The data is long since deleted. Sorry. In any event, my recollection of the graph was as I described - almost flat, a transition, almost flat, a transition, and almost flat. In the statistics online, Cloudflare isn't separately called out; what changed was F Root's proportion of the total traffic. So it isn't quite as simple as it perhaps should be.

> 	• In setting thresholds for a warning system, it's possible to err in two directions.  If the thresholds are set too tightly, there will be false alarms.  If the thresholds are not set tightly enough, significant events will be missed.  I think we'd want the thresholds to be on the tight side with a tolerable number of false alarms.
> 	• The earlier root scaling study was done under great pressure, a situation I was partly responsible for.  The study team was conscientious but there wasn't enough time to really cover the topic.  Also, at the time, there were concerns that hundreds of thousands or even millions of new TLDs would be added abruptly to the root zone.  As it turned out, a relatively modest number of new TLDs were added to the root.  Moreover, the root zone expanded by a larger factor when DNSSEC was introduced. So far as I know, neither of these changes had much impact on the operation of any of the root servers.
> 	• A different concern that seemed to me to permeate the prior root scaling study was a concern among SSAC and RSSAC members that there wasn't a well defined path for communicating an operational concern, i.e. for raising an alarm and having it acted on.  I hope we're well past that concern.
> Thanks,
> 
> Steve
> 
> 
> On Tue, Nov 10, 2020 at 2:10 AM Fred Baker <fred at isc.org> wrote:
> Brad and I are looking at the question implied by the public call for comments at "Recommendations for Early Warning for Root Zone Scaling" <https://www.icann.org/public-comments/recommendations-early-warning-root-scaling-2020-10-05-en>. My sense is that we don't know how to detect the onset of a potential problem. We wonder whether the Caucus might help us out - looking at extant statistics and other data to see if there is something that might be used as a triggering condition. RSSAC raised this question in RSSAC031, and SSAC raised it in SSAC100. We have a number of years worth of RSSAC002 data (and, if its useful, there is also DITL data) to review in https://github.com/rssac-caucus/rssac002-data, or reachable from https://root-servers.org.
> 
> A proposed approach, at least to investigating the question, would be to:
>  - start from https://github.com/rssac-caucus/rssac002-data
>  - download available RSSAC002 data (there should be data for most RSOs for several years)
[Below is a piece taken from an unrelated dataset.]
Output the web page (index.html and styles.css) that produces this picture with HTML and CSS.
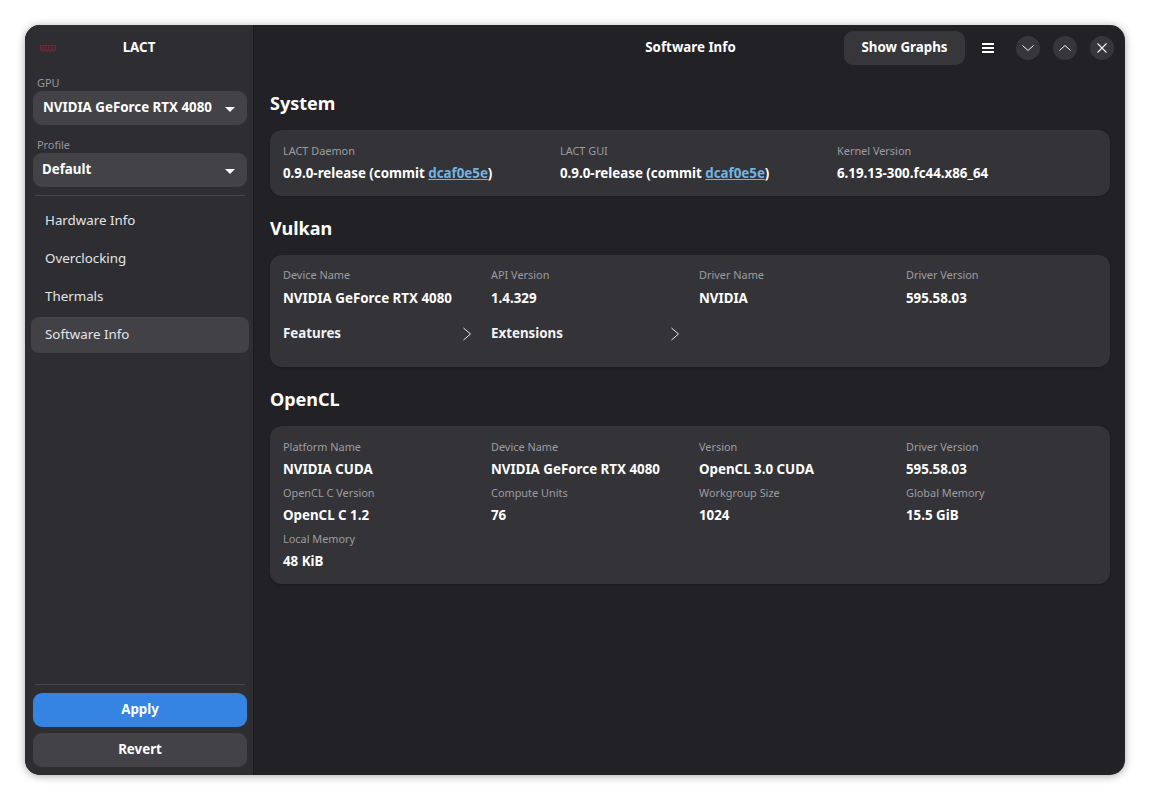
FILE: index.html
```html
<!DOCTYPE html>
<html lang="en">
<head>
    <meta charset="UTF-8">
    <title>LACT</title>
    <link rel="stylesheet" href="styles.css">
</head>
<body>
    <div class="window">
        <aside class="sidebar">
            <div class="sidebar-title">
                <svg class="app-icon" width="16" height="8" viewBox="0 0 16 8">
                    <rect x="0.5" y="1.5" width="15" height="4.5" fill="none" stroke="#6e2a33" stroke-width="1"/>
                    <path d="M3 1v5M6 1v5M9 1v5M12 1v5M1 7h14" stroke="#7a2530" stroke-width="1" fill="none"/>
                </svg>
                <span>LACT</span>
            </div>

            <div class="picker">
                <label>GPU</label>
                <div class="dropdown">
                    <span class="dropdown-text">NVIDIA GeForce RTX 4080</span>
                    <span class="arrow"></span>
                </div>
            </div>
            <div class="picker profile">
                <label>Profile</label>
                <div class="dropdown dropdown-tight">
                    <span>Default</span>
                    <span class="arrow"></span>
                </div>
            </div>

            <div class="separator"></div>

            <nav class="nav">
                <div class="nav-item">Hardware Info</div>
                <div class="nav-item">Overclocking</div>
                <div class="nav-item">Thermals</div>
                <div class="nav-item active">Software Info</div>
            </nav>

            <div class="separator"></div>

            <div class="actions">
                <button class="btn btn-apply">Apply</button>
                <button class="btn">Revert</button>
            </div>
        </aside>

        <main class="main">
            <header class="headerbar">
                <div class="headerbar-title">Software Info</div>
                <div class="headerbar-controls">
                    <button class="btn btn-graphs">Show Graphs</button>
                    <svg class="hamburger" width="12" height="10" viewBox="0 0 12 10">
                        <path d="M0 1h12M0 5h12M0 9h12" stroke="#fff" stroke-width="2"/>
                    </svg>
                    <div class="window-buttons">
                        <div class="circle-btn">
                            <svg width="12" height="12" viewBox="0 0 12 12"><path d="M0.5 3.5L6 8.5L11.5 3.5" fill="none" stroke="#f2f2f2" stroke-width="1"/></svg>
                        </div>
                        <div class="circle-btn">
                            <svg width="12" height="12" viewBox="0 0 12 12"><path d="M0.5 8.5L6 3.5L11.5 8.5" fill="none" stroke="#f2f2f2" stroke-width="1"/></svg>
                        </div>
                        <div class="circle-btn">
                            <svg width="12" height="12" viewBox="0 0 12 12"><path d="M1.5 1.5L10.5 10.5M10.5 1.5L1.5 10.5" fill="none" stroke="#f2f2f2" stroke-width="1.1"/></svg>
                        </div>
                    </div>
                </div>
            </header>

            <div class="content">
                <h2>System</h2>
                <section class="card grid-three card-system">
                    <div class="field">
                        <div class="field-label">LACT Daemon</div>
                        <div class="field-value">0.9.0-release (commit <a href="#">dcaf0e5e</a>)</div>
                    </div>
                    <div class="field">
                        <div class="field-label">LACT GUI</div>
                        <div class="field-value">0.9.0-release (commit <a href="#">dcaf0e5e</a>)</div>
                    </div>
                    <div class="field">
                        <div class="field-label">Kernel Version</div>
                        <div class="field-value">6.19.13-300.fc44.x86_64</div>
                    </div>
                </section>

                <h2>Vulkan</h2>
                <section class="card card-vulkan">
                    <div class="grid-four">
                        <div class="field">
                            <div class="field-label">Device Name</div>
                            <div class="field-value">NVIDIA GeForce RTX 4080</div>
                        </div>
                        <div class="field">
                            <div class="field-label">API Version</div>
                            <div class="field-value">1.4.329</div>
                        </div>
                        <div class="field">
                            <div class="field-label">Driver Name</div>
                            <div class="field-value">NVIDIA</div>
                        </div>
                        <div class="field">
                            <div class="field-label">Driver Version</div>
                            <div class="field-value">595.58.03</div>
                        </div>
                    </div>
                    <div class="grid-four expanders">
                        <div class="expander">
                            <span>Features</span>
                            <svg width="8" height="14" viewBox="0 0 8 14"><path d="M0.5 1L7.5 7L0.5 13" fill="none" stroke="#e8e8e8" stroke-width="1"/></svg>
                        </div>
                        <div class="expander">
                            <span>Extensions</span>
                            <svg width="8" height="14" viewBox="0 0 8 14"><path d="M0.5 1L7.5 7L0.5 13" fill="none" stroke="#e8e8e8" stroke-width="1"/></svg>
                        </div>
                    </div>
                </section>

                <h2>OpenCL</h2>
                <section class="card grid-four card-opencl">
                    <div class="field">
                        <div class="field-label">Platform Name</div>
                        <div class="field-value">NVIDIA CUDA</div>
                    </div>
                    <div class="field">
                        <div class="field-label">Device Name</div>
                        <div class="field-value">NVIDIA GeForce RTX 4080</div>
                    </div>
                    <div class="field">
                        <div class="field-label">Version</div>
                        <div class="field-value">OpenCL 3.0 CUDA</div>
                    </div>
                    <div class="field">
                        <div class="field-label">Driver Version</div>
                        <div class="field-value">595.58.03</div>
                    </div>
                    <div class="field">
                        <div class="field-label">OpenCL C Version</div>
                        <div class="field-value">OpenCL C 1.2</div>
                    </div>
                    <div class="field">
                        <div class="field-label">Compute Units</div>
                        <div class="field-value">76</div>
                    </div>
                    <div class="field">
                        <div class="field-label">Workgroup Size</div>
                        <div class="field-value">1024</div>
                    </div>
                    <div class="field">
                        <div class="field-label">Global Memory</div>
                        <div class="field-value">15.5 GiB</div>
                    </div>
                    <div class="field">
                        <div class="field-label">Local Memory</div>
                        <div class="field-value">48 KiB</div>
                    </div>
                </section>
            </div>
        </main>
    </div>
</body>
</html>
```

FILE: styles.css
```css
html, body {
    height: 100%;
}
body {
    margin: 0;
    padding: 25px;
    box-sizing: border-box;
    background: #ffffff;
    font-family: "Noto Sans", "Open Sans", sans-serif;
    color: #ffffff;
    overflow: hidden;
}
.window {
    display: flex;
    width: 1100px;
    height: 750px;
    border-radius: 15px;
    overflow: hidden;
    background: #222226;
    box-shadow: 0 1px 8px rgba(0, 0, 0, 0.35);
}

/* Sidebar */
.sidebar {
    width: 229px;
    flex: none;
    display: flex;
    flex-direction: column;
    padding: 0 4px 8px 6px;
    box-sizing: border-box;
    background: #2e2e32;
    border-right: 1px solid #1c1c1f;
}
.sidebar-title {
    position: relative;
    height: 44px;
    line-height: 44px;
    text-align: center;
    font-size: 13.33px;
    font-weight: 700;
    padding-right: 2px;
}
.app-icon {
    position: absolute;
    left: 9px;
    top: 19px;
}
.picker {
    display: flex;
    flex-direction: column;
    padding: 0 2px;
    margin-top: 6px;
}
.picker.profile {
    margin-top: 12px;
}
.picker label {
    font-size: 10.9px;
    line-height: 16px;
    padding-left: 4px;
    color: #97979b;
}
.dropdown {
    display: flex;
    justify-content: space-between;
    align-items: center;
    height: 34px;
    padding: 0 12px 2px 10px;
    box-sizing: border-box;
    border-radius: 9px;
    background: #434347;
    font-size: 13.33px;
    font-weight: 700;
}
.dropdown-tight {
    padding-left: 9px;
}
.arrow {
    width: 0;
    height: 0;
    border-left: 5px solid transparent;
    border-right: 5px solid transparent;
    border-top: 5px solid #fff;
    margin-top: 4px;
}
.separator {
    height: 1px;
    margin: 8px 4px 0 4px;
    background: #47474b;
    flex: none;
}
.nav {
    flex: 1;
    display: flex;
    flex-direction: column;
    gap: 2px;
    padding-top: 7px;
}
.nav-item {
    height: 36px;
    line-height: 34px;
    padding: 0 14px;
    border-radius: 8px;
    font-size: 13.33px;
    color: #e4e4e6;
}
.nav-item.active {
    background: #424246;
}
.actions {
    display: flex;
    flex-direction: column;
    gap: 6px;
    padding: 8px 0 0 2px;
    margin-right: 2px;
}
.btn {
    height: 34px;
    border: none;
    border-radius: 9px;
    background: #434347;
    color: #fff;
    font-family: inherit;
    font-size: 13.33px;
    font-weight: 700;
    padding: 0 0 2px;
}
.btn-apply {
    background: #3584e4;
}

/* Main */
.main {
    flex: 1;
    min-width: 0;
    display: flex;
    flex-direction: column;
}
.headerbar {
    position: relative;
    height: 46px;
    flex: none;
}
.headerbar-title {
    text-align: center;
    line-height: 44px;
    font-size: 13.33px;
    font-weight: 700;
    padding-left: 2px;
}
.headerbar-controls {
    position: absolute;
    top: 6px;
    right: 11px;
    display: flex;
    align-items: center;
}
.btn-graphs {
    width: 121px;
    background: #37373b;
    margin-right: 17px;
}
.hamburger {
    margin-right: 22px;
}
.window-buttons {
    display: flex;
    gap: 13px;
}
.circle-btn {
    width: 24px;
    height: 24px;
    border-radius: 50%;
    background: #37373b;
    display: flex;
    align-items: center;
    justify-content: center;
}
.content {
    padding: 0 15px 0 16px;
}
h2 {
    margin: 0;
    font-size: 18px;
    line-height: 24px;
    font-weight: 700;
}
.content h2:first-child {
    margin-top: 20px;
}
.card + h2 {
    margin-top: 20px;
}
.card {
    margin-top: 15px;
    border-radius: 12px;
    background: #343438;
    box-shadow: 0 1px 2px rgba(0, 0, 0, 0.2);
    padding: 13px;
}
.grid-three {
    display: grid;
    grid-template-columns: repeat(3, 277px);
}
.grid-four {
    display: grid;
    grid-template-columns: 208px 208px 207px 207px;
}
.card-opencl {
    row-gap: 6px;
}
.card-vulkan {
    padding-top: 12px;
}
.card-vulkan .field-value {
    margin-top: 5px;
}
.field-label {
    font-size: 10.9px;
    line-height: 16px;
    color: #9c9ca0;
}
.field-value {
    margin-top: 4px;
    font-size: 13.33px;
    line-height: 20px;
    font-weight: 700;
}
.field-value a {
    color: #74b3e0;
}
.expanders {
    margin-top: 15px;
    padding-bottom: 11px;
}
.expander {
    display: flex;
    justify-content: space-between;
    align-items: center;
    font-size: 13.33px;
    line-height: 20px;
    font-weight: 700;
    padding-right: 20px;
    color: #f2f2f2;
}
.expander svg {
    margin-top: 2px;
}
```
>  - observe statistics around past burbles
>  - if something jumps out, investigate it further and document it
> 
> I could imagine this being a post-doc's paper, published somewhere, but I do want the caucus to be able to see it pre-publication, with any necessary confidentiality provisions (as in, if you send a paper to this list and you need to keep it confidential, please say so).
> 
> What we might learn is that RSSAC002 data doesn't address the issue, but it might by adding some new statistic to it, or we might find it by looking at RSSAC047 data or that plus some new statistic added to it. The obvious question there would be to describe, prototype, and characterize the indicated data.
> 
> For the record, I have done things like this myself in the past. Cloudflare started providing an anycast service to ISC in April of a few years ago, and the following August took a ten day outage for reasons I don't recall. I downloaded the indicated statistics and stuffed them into an Excel spreadsheet, from which I derived a graphic. In the graphic, I was able to observe:
> - a stable period before the outage
> - a transition period when the outage started, during which request/response traffic moved to other servers
> - a stable period during the outage
> - a transition period when the outage ended, during which request/response traffic moved back
> - a stable period after the outage.
> 
> The question would be whether we could look at several events and see if there is some identifiable statistical behavior that consistently predicts an outage.
> 
> Another discussion, a little more in the direction of pins with angels partying on them, would be to brainstorm what a failure of the RSS might look like and investigate that - what does a systemic failure look like? How would one detect such a failure?
> 
> Let's make this a work party, in the sense that I'm the work party shepherd and interested people can also be part. If you want to be an investigator in the project, please reply to this email.